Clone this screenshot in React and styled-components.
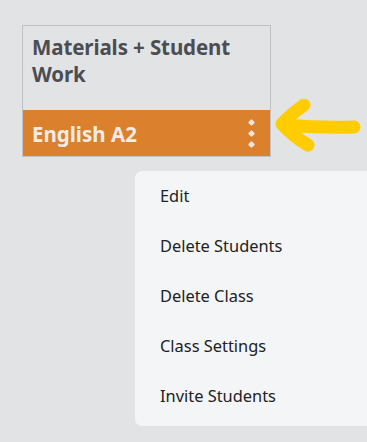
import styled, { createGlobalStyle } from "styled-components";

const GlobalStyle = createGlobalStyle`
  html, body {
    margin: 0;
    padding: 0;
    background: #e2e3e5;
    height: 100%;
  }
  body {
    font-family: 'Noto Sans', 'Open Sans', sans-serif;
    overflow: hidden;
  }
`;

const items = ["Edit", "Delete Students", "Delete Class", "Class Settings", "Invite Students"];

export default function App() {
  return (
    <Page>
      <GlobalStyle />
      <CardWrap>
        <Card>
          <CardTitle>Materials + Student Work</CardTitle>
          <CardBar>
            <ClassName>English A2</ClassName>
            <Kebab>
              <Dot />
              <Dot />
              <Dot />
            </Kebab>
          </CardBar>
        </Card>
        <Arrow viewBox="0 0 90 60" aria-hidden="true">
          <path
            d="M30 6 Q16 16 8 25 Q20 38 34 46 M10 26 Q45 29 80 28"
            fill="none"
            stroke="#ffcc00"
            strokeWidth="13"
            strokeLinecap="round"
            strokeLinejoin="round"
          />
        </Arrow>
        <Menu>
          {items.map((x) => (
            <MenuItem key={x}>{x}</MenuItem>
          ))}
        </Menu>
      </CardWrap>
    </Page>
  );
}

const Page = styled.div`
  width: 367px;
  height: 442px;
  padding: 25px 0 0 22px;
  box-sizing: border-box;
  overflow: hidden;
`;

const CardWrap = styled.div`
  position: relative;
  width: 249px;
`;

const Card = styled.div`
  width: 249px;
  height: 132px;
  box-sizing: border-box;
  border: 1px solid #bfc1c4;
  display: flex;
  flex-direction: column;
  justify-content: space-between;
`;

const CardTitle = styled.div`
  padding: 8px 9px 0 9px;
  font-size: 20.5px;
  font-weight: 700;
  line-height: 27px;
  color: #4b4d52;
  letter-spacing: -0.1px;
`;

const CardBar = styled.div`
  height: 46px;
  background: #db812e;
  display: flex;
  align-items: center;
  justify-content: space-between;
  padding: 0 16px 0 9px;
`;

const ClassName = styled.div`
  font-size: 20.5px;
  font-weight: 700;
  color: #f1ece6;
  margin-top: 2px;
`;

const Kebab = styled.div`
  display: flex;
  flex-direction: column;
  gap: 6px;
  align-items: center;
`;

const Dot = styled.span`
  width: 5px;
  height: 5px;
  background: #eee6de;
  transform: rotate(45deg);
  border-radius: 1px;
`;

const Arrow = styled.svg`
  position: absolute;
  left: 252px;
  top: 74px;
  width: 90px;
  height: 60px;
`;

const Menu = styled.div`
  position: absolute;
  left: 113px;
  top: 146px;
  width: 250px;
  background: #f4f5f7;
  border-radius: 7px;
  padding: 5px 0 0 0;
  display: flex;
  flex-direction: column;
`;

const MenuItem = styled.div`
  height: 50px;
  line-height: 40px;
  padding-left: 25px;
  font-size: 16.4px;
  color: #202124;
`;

:::

* _EXERCISE_: What is the number of lines holding the word "components"? State it alone.

* _TASK SOLUTION_: 2